China’s blue-chip CSI300 Index was down 0.5% by the lunch break, while the Shanghai Composite Index was flat.
Hong Kong benchmark Hang Seng rose 0.4%.
Investors remained cautious as recent surging bond yields put pressure on Asian equities.
Geopolitical risks continue to keep investors on edge. US President Donald Trump said on Monday that he had paused a planned attack against Iran.
China’s rare earth stocks declined 2.4% by midday after Australia ordered Chinese background investors to divest their holdings in a rare earths project.

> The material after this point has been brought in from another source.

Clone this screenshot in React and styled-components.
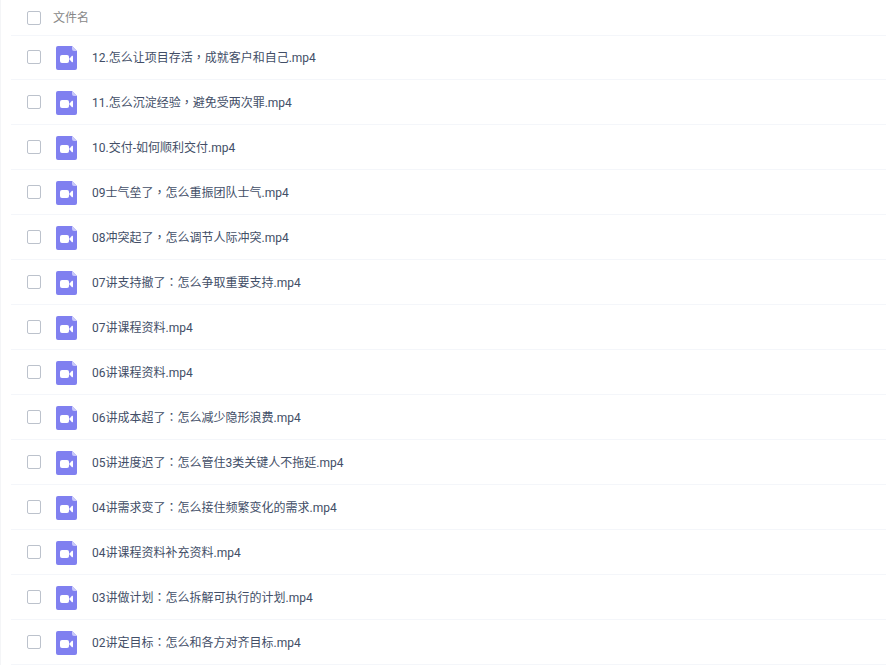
import React from 'react';
import styled, { createGlobalStyle } from 'styled-components';

const GlobalStyle = createGlobalStyle`
    * {
        box-sizing: border-box;
    }

    body {
        margin: 0;
        background: #FFF;
        color: #424E67;
        font-family: Roboto, "Noto Sans CJK SC", sans-serif;
        font-size: 12px;
        line-height: 16px;
    }
`

const Page = styled.main`
    border-left: 1px solid #F4F5F7;
    padding-left: 10px;
`

const Table = styled.table`
    width: 100%;
    border-collapse: separate;
    border-spacing: 0;
    table-layout: fixed;
`

const Cell = styled.td`
    padding: 0;
    border-bottom: 1px solid #F4F6FA;
    font-weight: 400;
    text-align: left;
    vertical-align: middle;
    white-space: nowrap;
`

const CheckCell = styled(Cell)`
    width: 42px;
    padding-left: 16px;
`

const HeadRow = styled.tr`
    height: 36px;
    color: #888;
`

const Row = styled.tr`
    height: 45px;

    &:first-child {
        height: 44px;
    }

    ${Cell} {
        padding-bottom: 9px;
        vertical-align: bottom;
    }

    ${CheckCell} {
        padding-bottom: 15px;
    }
`

const Checkbox = styled.input`
    appearance: none;
    display: block;
    width: 14px;
    height: 14px;
    margin: 0;
    border: 1px solid #BCC2CC;
    border-radius: 2px;
    background: #FFF;
    cursor: pointer;

    &:checked {
        background: #8080F0;
    }
`

const FileLabel = styled.label`
    display: flex;
    align-items: center;
    gap: 15px;
    padding-left: 3px;
    cursor: pointer;
`

const Icon = styled.svg`
    flex: none;
    width: 21px;
    height: 24px;
`

// full-width marks sit in the middle of their box
const Mark = styled.span`
    font-family: "Noto Sans CJK TC", sans-serif;
    line-height: 1;
`

const VideoIcon = () => (
    <Icon viewBox="0 0 21 24" aria-hidden="true">
        <path d="M2 0H16L21 5V22Q21 24 19 24H2Q0 24 0 22V2Q0 0 2 0Z" fill="#8080F0" />
        <path d="M16 0L21 5H18Q16 5 16 3Z" fill="#C9C9FA" />
        <rect x="4" y="9" width="9" height="8" rx="2" fill="#FFF" />
        <path d="M13.5 12.4L16 9.8Q17 9.4 17 10.4V15.6Q17 16.6 16 16.2L13.5 13.6Z" fill="#FFF" />
    </Icon>
)

const FileName = ({ name }) => (
    <span>
        {name.split(/([，：])/).map((part, i) => (
            i % 2 ? <Mark key={i} lang="zh-TW">{part}</Mark> : part
        ))}
    </span>
)

const files = [
    '12.怎么让项目存活，成就客户和自己.mp4',
    '11.怎么沉淀经验，避免受两次罪.mp4',
    '10.交付-如何顺利交付.mp4',
    '09士气垒了，怎么重振团队士气.mp4',
    '08冲突起了，怎么调节人际冲突.mp4',
    '07讲支持撤了：怎么争取重要支持.mp4',
    '07讲课程资料.mp4',
    '06讲课程资料.mp4',
    '06讲成本超了：怎么减少隐形浪费.mp4',
    '05讲进度迟了：怎么管住3类关键人不拖延.mp4',
    '04讲需求变了：怎么接住频繁变化的需求.mp4',
    '04讲课程资料补充资料.mp4',
    '03讲做计划：怎么拆解可执行的计划.mp4',
    '02讲定目标：怎么和各方对齐目标.mp4',
]

export default function App() {
    return (
        <>
            <GlobalStyle />
            <Page lang="zh-CN">
                <Table>
                    <thead>
                        <HeadRow>
                            <CheckCell as="th">
                                <Checkbox type="checkbox" id="all" />
                            </CheckCell>
                            <Cell as="th" scope="col"><label htmlFor="all">文件名</label></Cell>
                        </HeadRow>
                    </thead>
                    <tbody>
                        {files.map((name, i) => (
                            <Row key={name}>
                                <CheckCell>
                                    <Checkbox type="checkbox" id={`file-${i}`} />
                                </CheckCell>
                                <Cell>
                                    <FileLabel htmlFor={`file-${i}`}>
                                        <VideoIcon />
                                        <FileName name={name} />
                                    </FileLabel>
                                </Cell>
                            </Row>
                        ))}
                    </tbody>
                </Table>
            </Page>
        </>
    )
}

Meanwhile, Trump’s China visit has failed to achieve breakthroughs on trade, and has also kept investors on the sidelines.
Eugene Hsiao, head of China equity strategy at Macquarie Capital, said investors “expected some hard agreement or tangible thing to come out,” but that didn’t happen.

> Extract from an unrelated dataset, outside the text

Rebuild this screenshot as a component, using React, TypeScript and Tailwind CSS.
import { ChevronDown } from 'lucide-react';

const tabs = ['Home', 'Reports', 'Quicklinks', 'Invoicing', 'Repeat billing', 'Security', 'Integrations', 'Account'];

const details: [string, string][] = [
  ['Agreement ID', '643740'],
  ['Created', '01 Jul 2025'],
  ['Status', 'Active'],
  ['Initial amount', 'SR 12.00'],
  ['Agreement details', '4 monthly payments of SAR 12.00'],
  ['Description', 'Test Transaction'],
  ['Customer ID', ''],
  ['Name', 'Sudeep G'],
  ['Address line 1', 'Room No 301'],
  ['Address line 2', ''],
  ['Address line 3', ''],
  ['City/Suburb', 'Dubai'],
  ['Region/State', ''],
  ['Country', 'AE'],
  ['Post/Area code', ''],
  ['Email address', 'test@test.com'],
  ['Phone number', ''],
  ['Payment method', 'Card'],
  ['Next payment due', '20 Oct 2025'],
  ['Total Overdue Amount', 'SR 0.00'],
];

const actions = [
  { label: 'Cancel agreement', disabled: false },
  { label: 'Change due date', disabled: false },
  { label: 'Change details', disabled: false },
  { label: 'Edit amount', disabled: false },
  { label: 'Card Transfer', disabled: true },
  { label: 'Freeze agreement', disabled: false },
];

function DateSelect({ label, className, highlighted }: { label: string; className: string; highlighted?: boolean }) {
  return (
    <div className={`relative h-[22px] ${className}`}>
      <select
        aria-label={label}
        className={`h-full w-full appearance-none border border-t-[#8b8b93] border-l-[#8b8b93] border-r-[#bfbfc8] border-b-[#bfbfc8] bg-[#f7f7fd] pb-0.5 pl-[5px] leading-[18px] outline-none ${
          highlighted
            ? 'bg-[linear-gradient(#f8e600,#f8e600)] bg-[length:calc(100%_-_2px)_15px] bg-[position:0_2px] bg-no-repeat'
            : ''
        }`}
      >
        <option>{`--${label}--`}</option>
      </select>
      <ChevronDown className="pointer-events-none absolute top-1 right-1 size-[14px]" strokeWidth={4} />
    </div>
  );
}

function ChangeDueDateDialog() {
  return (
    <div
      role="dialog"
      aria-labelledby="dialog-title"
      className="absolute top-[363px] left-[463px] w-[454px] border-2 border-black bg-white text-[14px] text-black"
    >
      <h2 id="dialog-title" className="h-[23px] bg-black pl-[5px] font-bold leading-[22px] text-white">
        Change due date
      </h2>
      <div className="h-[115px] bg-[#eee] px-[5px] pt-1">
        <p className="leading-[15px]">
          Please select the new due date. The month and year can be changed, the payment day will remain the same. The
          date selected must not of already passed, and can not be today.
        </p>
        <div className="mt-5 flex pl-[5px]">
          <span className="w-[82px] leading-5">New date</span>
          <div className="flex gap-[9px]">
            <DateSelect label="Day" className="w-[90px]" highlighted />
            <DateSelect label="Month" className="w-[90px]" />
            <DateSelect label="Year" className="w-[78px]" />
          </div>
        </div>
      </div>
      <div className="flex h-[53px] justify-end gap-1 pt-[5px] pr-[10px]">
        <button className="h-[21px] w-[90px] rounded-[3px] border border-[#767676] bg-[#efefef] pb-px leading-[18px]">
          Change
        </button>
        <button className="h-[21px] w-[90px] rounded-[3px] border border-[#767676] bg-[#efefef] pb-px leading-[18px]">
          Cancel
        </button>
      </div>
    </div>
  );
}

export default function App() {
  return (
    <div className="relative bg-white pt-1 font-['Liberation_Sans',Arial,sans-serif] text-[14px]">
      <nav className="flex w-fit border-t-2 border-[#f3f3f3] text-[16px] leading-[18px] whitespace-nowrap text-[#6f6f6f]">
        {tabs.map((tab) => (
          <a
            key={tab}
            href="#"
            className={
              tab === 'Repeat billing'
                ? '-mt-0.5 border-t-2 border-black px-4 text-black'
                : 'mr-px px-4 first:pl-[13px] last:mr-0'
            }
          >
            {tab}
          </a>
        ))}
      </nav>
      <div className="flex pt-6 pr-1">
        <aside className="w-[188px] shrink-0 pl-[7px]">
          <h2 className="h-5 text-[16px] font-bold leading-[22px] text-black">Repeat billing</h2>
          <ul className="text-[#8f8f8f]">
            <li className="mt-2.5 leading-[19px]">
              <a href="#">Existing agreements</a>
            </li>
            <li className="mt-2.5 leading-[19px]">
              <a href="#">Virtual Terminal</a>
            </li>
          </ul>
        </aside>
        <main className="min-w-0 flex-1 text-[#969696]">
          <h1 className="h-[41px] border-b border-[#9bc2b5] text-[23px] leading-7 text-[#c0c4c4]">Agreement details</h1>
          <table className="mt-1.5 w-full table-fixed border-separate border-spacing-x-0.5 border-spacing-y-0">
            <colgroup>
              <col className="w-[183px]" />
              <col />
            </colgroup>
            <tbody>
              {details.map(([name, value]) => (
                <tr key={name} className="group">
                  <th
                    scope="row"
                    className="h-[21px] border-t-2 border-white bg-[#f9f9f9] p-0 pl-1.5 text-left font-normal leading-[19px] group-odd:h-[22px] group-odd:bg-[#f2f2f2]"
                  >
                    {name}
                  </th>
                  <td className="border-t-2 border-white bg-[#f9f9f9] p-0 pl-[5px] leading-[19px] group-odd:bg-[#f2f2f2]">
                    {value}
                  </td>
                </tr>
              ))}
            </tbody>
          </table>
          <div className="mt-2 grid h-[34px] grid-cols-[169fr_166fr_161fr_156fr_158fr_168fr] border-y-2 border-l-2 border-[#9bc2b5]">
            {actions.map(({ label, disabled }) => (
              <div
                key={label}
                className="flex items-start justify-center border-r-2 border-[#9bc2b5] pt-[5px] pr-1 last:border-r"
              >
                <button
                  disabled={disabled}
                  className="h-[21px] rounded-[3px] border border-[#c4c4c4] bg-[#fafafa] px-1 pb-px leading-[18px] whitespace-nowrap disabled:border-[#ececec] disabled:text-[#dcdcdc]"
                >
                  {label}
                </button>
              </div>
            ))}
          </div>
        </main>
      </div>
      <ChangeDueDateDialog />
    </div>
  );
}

On the positive side, one thing people are arguably pricing in, is a degree of global stability, he added.
In Hong Kong, bank stocks led gains, up nearly 1%.
Standard Chartered Bank’s Hong Kong shares jumped 2.5%, as the firm announced plans to achieve higher returns, including cutting 7,000 roles by 2030.
The smaller Shenzhen index was down 0.49%, the start-up board ChiNext Composite index was weaker by 1.21% and Shanghai’s tech-focused STAR50 index was up 1.01%.
Around the region, MSCI’s Asia ex-Japan stock index was weaker by 1.13%, while Japan’s Nikkei index was down 0.41%.